Price Waterhouse LLP is the certifying accountant for Kulicke
and Soffa Industries, Inc. ("the Company") and all subsidiaries
except its wholly-owned subsidiary, Kulicke and Soffa Industries
(Israel) Ltd. Through the fiscal year ended September 30, 1994,
Price Waterhouse LLP relied upon the audit opinion of Luboshitz,
Kasierer & Co., certifying accountant for Kulicke and Soffa
Industries (Israel) Ltd., in expressing its audit opinion on the
Company's consolidated financial statements.
On March 30, 1995, the Company dismissed Luboshitz, Kasierer &
Co. On the same date, the Company appointed Price Waterhouse's
Israeli affiliate, Somekh Chaikin, as the certifying accountant
for Kulicke and Soffa Industries (Israel) Ltd. This change in
accountants was made, following the formal affiliation of Somekh
Chaikin with the Price Waterhouse world firm, solely in order to
consolidate all audit and tax services with one worldwide
accounting firm.
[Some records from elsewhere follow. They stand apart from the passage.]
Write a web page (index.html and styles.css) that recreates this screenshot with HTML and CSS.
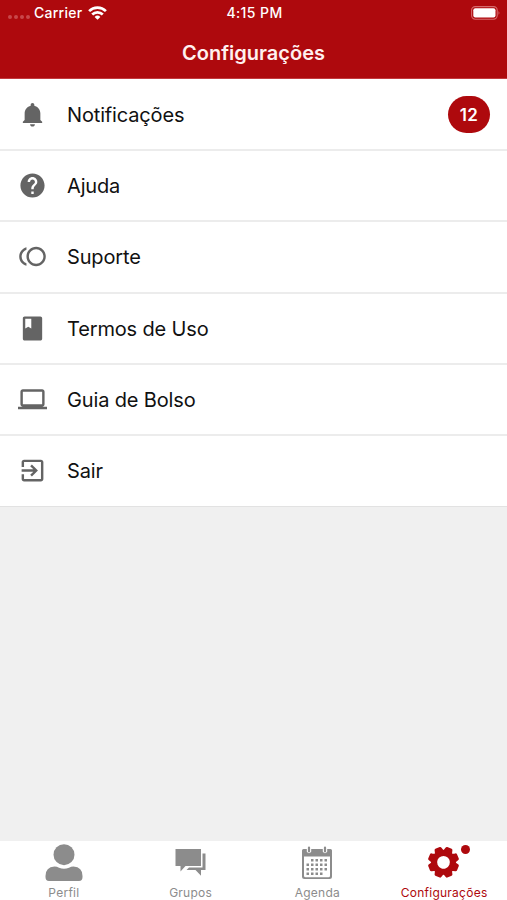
FILE: index.html
```html
<!DOCTYPE html>
<html lang="pt-BR">
<head>
<meta charset="utf-8">
<title>Configurações</title>
<link rel="stylesheet" href="styles.css">
</head>
<body>
<div class="app">
  <header class="header">
    <div class="status">
      <div class="carrier">
        <span class="signal"><i></i><i></i><i></i><i></i></span>
        <span class="carrier-name">Carrier</span>
        <svg class="wifi" viewBox="0 0 19 14" fill="none" stroke="#fff" stroke-width="2.700"><path d="M1.100 5.100a12 12 0 0 1 16.800 0M4.200 8.500a7.600 7.600 0 0 1 10.600 0"/><path d="M9.500 13.800 6.600 10.900a4.200 4.200 0 0 1 5.800 0z" fill="#fff" stroke="none"/></svg>
      </div>
      <span class="time">4:15 PM</span>
      <svg class="battery" viewBox="0 0 30 14"><rect x=".6" y=".6" width="25.6" height="12.6" rx="3.6" fill="none" stroke="#d66a6c" stroke-width="1.1"/><rect x="2.3" y="2.300" width="22.200" height="9.200" rx="2" fill="#fff"/><path d="M27.600 4.800q1.600 2.100 0 4.300z" fill="#de8a8c"/></svg>
    </div>
    <h1 class="title">Configurações</h1>
  </header>
  <main class="list">
    <a class="row"><svg class="icon" viewBox="0 0 24 24"><path d="M12 22c1.100 0 2-.9 2-2h-4c0 1.100.9 2 2 2zm6.500-5.500V11c0-3.070-2.130-5.640-5-6.320V4c0-.830-.670-1.500-1.500-1.500s-1.500.670-1.500 1.500v.680C7.630 5.360 5.500 7.930 5.500 11v5.500L4 18v1h16v-1l-1.500-1.500z"/></svg><span class="label">Notificações</span><span class="badge">12</span></a>
    <a class="row"><svg class="icon" viewBox="0 0 24 24"><path d="M12 2C6.480 2 2 6.480 2 12s4.480 10 10 10 10-4.480 10-10S17.520 2 12 2zm1 17h-2v-2h2v2zm2.070-7.750-.9.920C13.450 12.900 13 13.500 13 15h-2v-.5c0-1.100.450-2.100 1.170-2.830l1.240-1.260c.370-.360.590-.860.590-1.410 0-1.100-.9-2-2-2s-2 .9-2 2H8c0-2.210 1.790-4 4-4s4 1.790 4 4c0 .880-.360 1.680-.930 2.250z"/></svg><span class="label">Ajuda</span></a>
    <a class="row"><svg class="icon" viewBox="0 0 24 24"><path d="M15 4c-4.420 0-8 3.580-8 8s3.580 8 8 8 8-3.580 8-8-3.580-8-8-8zm0 14c-3.310 0-6-2.690-6-6s2.690-6 6-6 6 2.690 6 6-2.690 6-6 6zM3 12c0-2.610 1.670-4.830 4-5.650V4.260C3.550 5.150 1 8.270 1 12s2.550 6.850 6 7.740v-2.090c-2.330-.820-4-3.040-4-5.650z"/></svg><span class="label">Suporte</span></a>
    <a class="row"><svg class="icon" viewBox="0 0 24 24"><path d="M18.500 2h-13C4.700 2 4 2.700 4 3.500v17c0 .8.700 1.500 1.500 1.500h13c.8 0 1.500-.7 1.500-1.500v-17c0-.8-.7-1.500-1.500-1.500zM6 4h5v8l-2.500-1.500L6 12V4z"/></svg><span class="label">Termos de Uso</span></a>
    <a class="row"><svg class="icon" viewBox="0 0 24 24"><path d="M20 18c1.100 0 1.990-.9 1.990-2L22 5.500c0-1.100-.9-2-2-2H4c-1.100 0-2 .9-2 2V16c0 1.100.9 2 2 2H0v2h24v-2h-4zM4 5.500h16V16H4V5.500z"/></svg><span class="label">Guia de Bolso</span></a>
    <a class="row"><svg class="icon" viewBox="0 0 24 24"><path d="M10.090 15.590 11.500 17l5-5-5-5-1.410 1.410L12.670 11H3v2h9.670l-2.580 2.590zM19 3H5c-1.110 0-2 .9-2 2v4h2V5h14v14H5v-4H3v4c0 1.100.890 2 2 2h14c1.100 0 2-.9 2-2V5c0-1.100-.9-2-2-2z"/></svg><span class="label">Sair</span></a>
  </main>
  <nav class="tabs">
    <a class="tab"><svg class="tab-icon" viewBox="0 0 40 40"><circle cx="20" cy="13.700" r="10.500"/><path d="M1.500 36V35q0-9 9-9.500 2.500 0 4.500 1.200 5 2.200 10 0 2-1.200 4.500-1.200 9 .5 9 9.500v1q0 4-3.500 4H5q-3.500 0-3.500-4z"/></svg><span class="tab-label">Perfil</span></a>
    <a class="tab"><svg class="tab-icon" viewBox="0 0 40 40"><path d="M4.500 8H30v17H14.500l-5 5.500V25h-5zM31.500 12.500h3V29H30v5.800L24.500 29h-9l2.500-2.500h13.500z"/></svg><span class="tab-label">Grupos</span></a>
    <a class="tab"><svg class="tab-icon" viewBox="0 0 40 40"><path fill-rule="evenodd" d="M6.500 8H9.800v2.800q2.200 2.800 4.400 0V8h11.600v2.800q2.200 2.800 4.400 0V8h3.300q1.500 0 1.500 1.500V35.500q0 2.500-2.500 2.500h-25Q5 38 5 35.500v-26Q5 8 6.500 8zM7 15.500v19.200q0 1.500 1.500 1.500h23q1.500 0 1.500-1.500V15.500z"/><path d="M12 6.500v4M28 6.500v4" stroke="#8c8c8c" stroke-width="2.200" stroke-linecap="round"/><path d="M14 19.200h16.500M9.500 23.700h21M9.500 28.200h21M9.500 32.700h16.500" stroke="#8c8c8c" stroke-width="2.500" stroke-dasharray="2.500 2"/></svg><span class="tab-label">Agenda</span></a>
    <a class="tab active"><svg class="tab-icon" viewBox="0 0 40 40"><defs><path id="tooth" d="M-5.500-10.500Q-4.200-12-3.800-14.500-3.600-15.800-2.400-15.900H2.400Q3.600-15.800 3.800-14.500 4.200-12 5.500-10.500z"/></defs><g transform="translate(19.500 21.300) rotate(22.500) scale(.98)" fill="#ae090d"><circle r="9.300" fill="none" stroke="#ae090d" stroke-width="5.600"/><use href="#tooth"/><use href="#tooth" transform="rotate(45)"/><use href="#tooth" transform="rotate(90)"/><use href="#tooth" transform="rotate(135)"/><use href="#tooth" transform="rotate(180)"/><use href="#tooth" transform="rotate(225)"/><use href="#tooth" transform="rotate(270)"/><use href="#tooth" transform="rotate(315)"/></g></svg><i class="dot"></i><span class="tab-label">Configurações</span></a>
  </nav>
</div>
</body>
</html>
```
FILE: styles.css
```css
* { box-sizing: border-box; }
body { margin: 0; font-family: Inter, "Liberation Sans", sans-serif; background: #f0f0f0; }
.app { height: 900px; display: flex; flex-direction: column; overflow: hidden; }
.header { height: 79px; flex: none; background: #ae090d; color: #fff; border-bottom: 1px solid #c33a3e; }
.status { height: 26px; display: grid; grid-template-columns: 1fr auto 1fr; align-items: center; padding: 0 6px 0 8px; }
.carrier { display: flex; align-items: center; }
.signal { display: flex; gap: 2px; width: 26px; padding-top: 8px; }
.signal i { width: 4px; height: 4px; border-radius: 50%; background: #c8474a; }
.carrier-name, .time { font-size: 14px; line-height: 26px; font-weight: 500; }
.carrier-name { letter-spacing: .25px; }
.time { letter-spacing: .4px; }
.wifi { width: 19px; height: 14px; margin-left: 6px; }
.battery { width: 30px; height: 14px; justify-self: end; }
.title { margin: 10px 0 0; font-size: 20px; line-height: 34px; font-weight: 600; text-align: center; color: #fff0ef; }
.list { flex: none; background: #fff; padding-top: 1px; }
.row { height: 71.2px; display: flex; align-items: center; border-bottom: 2px solid #ececec; padding: 1px 17px 0 18px; }
.row:last-child { border-bottom: 1px solid #e2e2e2; padding-top: 0; padding-bottom: 1px; }
.icon { width: 29px; height: 29px; margin: -1px 20px 0 0; fill: #646464; flex: none; }
.label { font-size: 20px; line-height: 26px; letter-spacing: -.15px; color: #111; }
.badge { margin-left: auto; width: 42px; height: 37px; border-radius: 18.5px; background: #ae090d; color: #fff; font-size: 17px; font-weight: 600; line-height: 38px; letter-spacing: .4px; text-align: center; }
.row:first-child .badge { margin-top: -2px; }
.tabs { height: 59px; margin-top: auto; background: #fff; display: grid; grid-template-columns: repeat(4, 1fr); }
.tab { position: relative; display: flex; flex-direction: column; align-items: center; color: #8c8c8c; }
.tab-icon { width: 40px; height: 40px; margin-left: 1px; fill: #8c8c8c; }
.tab-label { margin: 4px 0 0 1px; font-size: 12px; line-height: 16px; letter-spacing: .25px; }
.active { color: #ae090d; }
.dot { position: absolute; left: 81px; top: 4px; width: 9px; height: 9px; border-radius: 50%; background: #ae090d; }
```
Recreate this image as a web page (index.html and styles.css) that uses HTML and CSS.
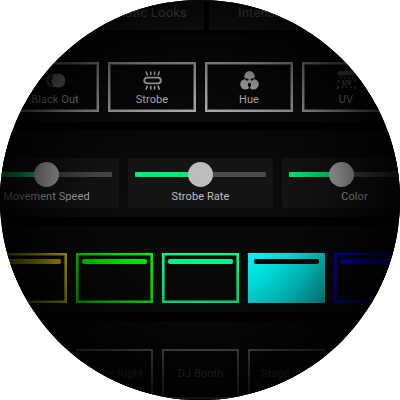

The Company's decision to change the certifying
accountants of Kulicke and Soffa Industries (Israel) Ltd. was
approved by the Company's audit committee.
For the fiscal years ending September 30, 1993 and 1994,
Luboshitz, Kasierer & Co. issued unqualified opinions in
connection with their audits of the financial statements of
Kulicke and Soffa Industries (Israel) Ltd.
During the fiscal years ending September 30, 1993 and 1994, and
during the interim periods through the date of this report, there
have been no disagreements on accounting principles or practices,
financial statement disclosures, or auditing scope or procedures,
as listed under Regulation S-K, Item 304(a)(1)(iv).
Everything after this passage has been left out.